Task instructions: Extract each line of the material that follows exactly and omit its pictures.
========
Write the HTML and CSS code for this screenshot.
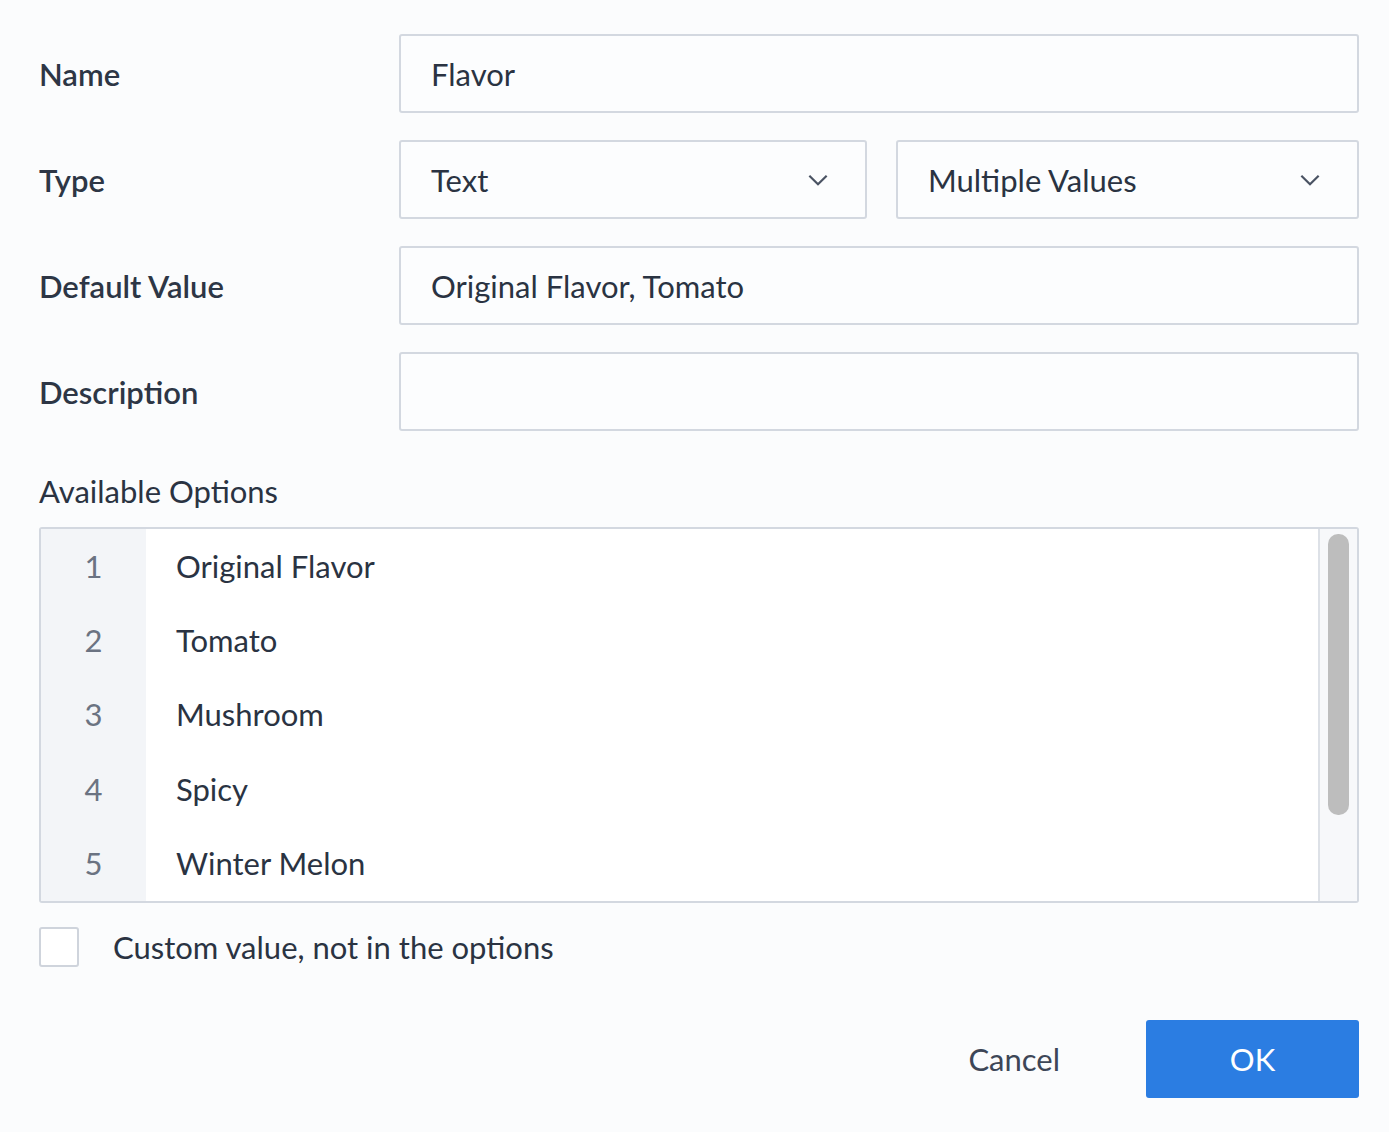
FILE: index.html
```html
<!DOCTYPE html>
<html lang="en">
<head>
  <meta charset="UTF-8" />
  <title>Edit Parameter</title>
  <link rel="stylesheet" href="styles.css">
</head>
<body>
  <div class="dialog">
    <!-- Parameter fields -->
    <div class="field">
      <label class="field-label">Name</label>
      <div class="input">Flavor</div>
    </div>
    <div class="field">
      <label class="field-label">Type</label>
      <div class="selects">
        <div class="input select">
          <span>Text</span>
          <svg class="chevron" viewBox="0 0 24 24"><path d="M4 8l8 8 8-8" /></svg>
        </div>
        <div class="input select">
          <span>Multiple Values</span>
          <svg class="chevron" viewBox="0 0 24 24"><path d="M4 8l8 8 8-8" /></svg>
        </div>
      </div>
    </div>
    <div class="field">
      <label class="field-label">Default Value</label>
      <div class="input">Original Flavor, Tomato</div>
    </div>
    <div class="field">
      <label class="field-label">Description</label>
      <div class="input"></div>
    </div>

    <!-- Options list -->
    <div class="section-title">Available Options</div>
    <div class="options">
      <div class="options-list">
        <div class="option"><span class="num">1</span><span class="text">Original Flavor</span></div>
        <div class="option"><span class="num">2</span><span class="text">Tomato</span></div>
        <div class="option"><span class="num">3</span><span class="text">Mushroom</span></div>
        <div class="option"><span class="num">4</span><span class="text">Spicy</span></div>
        <div class="option"><span class="num">5</span><span class="text">Winter Melon</span></div>
      </div>
      <div class="scrollbar"><div class="thumb"></div></div>
    </div>

    <label class="check">
      <span class="box"></span>
      Custom value, not in the options
    </label>

    <div class="actions">
      <button class="btn-cancel">Cancel</button>
      <button class="btn-ok">OK</button>
    </div>
  </div>
</body>
</html>
```

FILE: styles.css
```css
* { box-sizing: border-box; }
body {
  margin: 0;
  background: #fbfcfd;
  font-family: 'Lato', 'Noto Sans', sans-serif;
  color: #2a3342;
}
.dialog {
  width: 1389px;
  height: 1132px;
  padding: 34px 30px 0 39px;
}
.field {
  display: flex;
  align-items: center;
  height: 79px;
  margin-bottom: 27px;
}
.field-label {
  width: 360px;
  flex-shrink: 0;
  font-size: 31px;
  font-weight: 600;
  color: #2d3645;
}
.input {
  flex: 1;
  height: 79px;
  display: flex;
  align-items: center;
  padding: 0 30px;
  background: #fcfdfe;
  border: 2px solid #d3d8e0;
  border-radius: 3px;
  font-size: 31px;
}
.selects {
  flex: 1;
  display: grid;
  grid-template-columns: 468px 1fr;
  gap: 29px;
}
.select {
  justify-content: space-between;
  padding-right: 34px;
}
.chevron {
  width: 26px;
  height: 26px;
  fill: none;
  stroke: #4a5363;
  stroke-width: 2;
}
.section-title {
  margin-top: 39px;
  font-size: 31px;
  height: 42px;
  line-height: 42px;
}
.options {
  margin-top: 15px;
  display: flex;
  height: 376px;
  border: 2px solid #d3d8e0;
  border-radius: 3px;
  background: #fff;
}
.options-list {
  flex: 1;
  background: linear-gradient(to right, #f3f5f8 105px, #fff 105px);
}
.option {
  display: flex;
  align-items: center;
  height: 74.2px;
  font-size: 31px;
}
.option .num {
  width: 105px;
  text-align: center;
  color: #6b7382;
}
.option .text { padding-left: 30px; }
.scrollbar {
  width: 39px;
  border-left: 2px solid #dde1e7;
  background: #f7f8fa;
  padding: 5px 8px 0 8px;
}
.thumb {
  height: 281px;
  background: #bdbdbd;
  border-radius: 10px;
}
.check {
  display: flex;
  align-items: center;
  margin-top: 24px;
  font-size: 31px;
}
.box {
  width: 40px;
  height: 40px;
  border: 2px solid #cfd4dc;
  border-radius: 3px;
  background: #fff;
  margin-right: 34px;
}
.actions {
  display: flex;
  justify-content: flex-end;
  align-items: center;
  margin-top: 53px;
}
.actions button {
  font-family: inherit;
  font-size: 31px;
  border: none;
  cursor: pointer;
}
.btn-cancel {
  background: none;
  color: #3d4657;
  margin-right: 80px;
}
.btn-ok {
  width: 213px;
  height: 78px;
  background: #2b7de2;
  color: #fff;
  border-radius: 3px;
}
```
========
The completed task:
Write the HTML and CSS code for this screenshot.
FILE: index.html
```html
<!DOCTYPE html>
<html lang="en">
<head>
  <meta charset="UTF-8" />
  <title>Edit Parameter</title>
  <link rel="stylesheet" href="styles.css">
</head>
<body>
  <div class="dialog">
    <!-- Parameter fields -->
    <div class="field">
      <label class="field-label">Name</label>
      <div class="input">Flavor</div>
    </div>
    <div class="field">
      <label class="field-label">Type</label>
      <div class="selects">
        <div class="input select">
          <span>Text</span>
          <svg class="chevron" viewBox="0 0 24 24"><path d="M4 8l8 8 8-8" /></svg>
        </div>
        <div class="input select">
          <span>Multiple Values</span>
          <svg class="chevron" viewBox="0 0 24 24"><path d="M4 8l8 8 8-8" /></svg>
        </div>
      </div>
    </div>
    <div class="field">
      <label class="field-label">Default Value</label>
      <div class="input">Original Flavor, Tomato</div>
    </div>
    <div class="field">
      <label class="field-label">Description</label>
      <div class="input"></div>
    </div>

    <!-- Options list -->
    <div class="section-title">Available Options</div>
    <div class="options">
      <div class="options-list">
        <div class="option"><span class="num">1</span><span class="text">Original Flavor</span></div>
        <div class="option"><span class="num">2</span><span class="text">Tomato</span></div>
        <div class="option"><span class="num">3</span><span class="text">Mushroom</span></div>
        <div class="option"><span class="num">4</span><span class="text">Spicy</span></div>
        <div class="option"><span class="num">5</span><span class="text">Winter Melon</span></div>
      </div>
      <div class="scrollbar"><div class="thumb"></div></div>
    </div>

    <label class="check">
      <span class="box"></span>
      Custom value, not in the options
    </label>

    <div class="actions">
      <button class="btn-cancel">Cancel</button>
      <button class="btn-ok">OK</button>
    </div>
  </div>
</body>
</html>
```

FILE: styles.css
```css
* { box-sizing: border-box; }
body {
  margin: 0;
  background: #fbfcfd;
  font-family: 'Lato', 'Noto Sans', sans-serif;
  color: #2a3342;
}
.dialog {
  width: 1389px;
  height: 1132px;
  padding: 34px 30px 0 39px;
}
.field {
  display: flex;
  align-items: center;
  height: 79px;
  margin-bottom: 27px;
}
.field-label {
  width: 360px;
  flex-shrink: 0;
  font-size: 31px;
  font-weight: 600;
  color: #2d3645;
}
.input {
  flex: 1;
  height: 79px;
  display: flex;
  align-items: center;
  padding: 0 30px;
  background: #fcfdfe;
  border: 2px solid #d3d8e0;
  border-radius: 3px;
  font-size: 31px;
}
.selects {
  flex: 1;
  display: grid;
  grid-template-columns: 468px 1fr;
  gap: 29px;
}
.select {
  justify-content: space-between;
  padding-right: 34px;
}
.chevron {
  width: 26px;
  height: 26px;
  fill: none;
  stroke: #4a5363;
  stroke-width: 2;
}
.section-title {
  margin-top: 39px;
  font-size: 31px;
  height: 42px;
  line-height: 42px;
}
.options {
  margin-top: 15px;
  display: flex;
  height: 376px;
  border: 2px solid #d3d8e0;
  border-radius: 3px;
  background: #fff;
}
.options-list {
  flex: 1;
  background: linear-gradient(to right, #f3f5f8 105px, #fff 105px);
}
.option {
  display: flex;
  align-items: center;
  height: 74.2px;
  font-size: 31px;
}
.option .num {
  width: 105px;
  text-align: center;
  color: #6b7382;
}
.option .text { padding-left: 30px; }
.scrollbar {
  width: 39px;
  border-left: 2px solid #dde1e7;
  background: #f7f8fa;
  padding: 5px 8px 0 8px;
}
.thumb {
  height: 281px;
  background: #bdbdbd;
  border-radius: 10px;
}
.check {
  display: flex;
  align-items: center;
  margin-top: 24px;
  font-size: 31px;
}
.box {
  width: 40px;
  height: 40px;
  border: 2px solid #cfd4dc;
  border-radius: 3px;
  background: #fff;
  margin-right: 34px;
}
.actions {
  display: flex;
  justify-content: flex-end;
  align-items: center;
  margin-top: 53px;
}
.actions button {
  font-family: inherit;
  font-size: 31px;
  border: none;
  cursor: pointer;
}
.btn-cancel {
  background: none;
  color: #3d4657;
  margin-right: 80px;
}
.btn-ok {
  width: 213px;
  height: 78px;
  background: #2b7de2;
  color: #fff;
  border-radius: 3px;
}
```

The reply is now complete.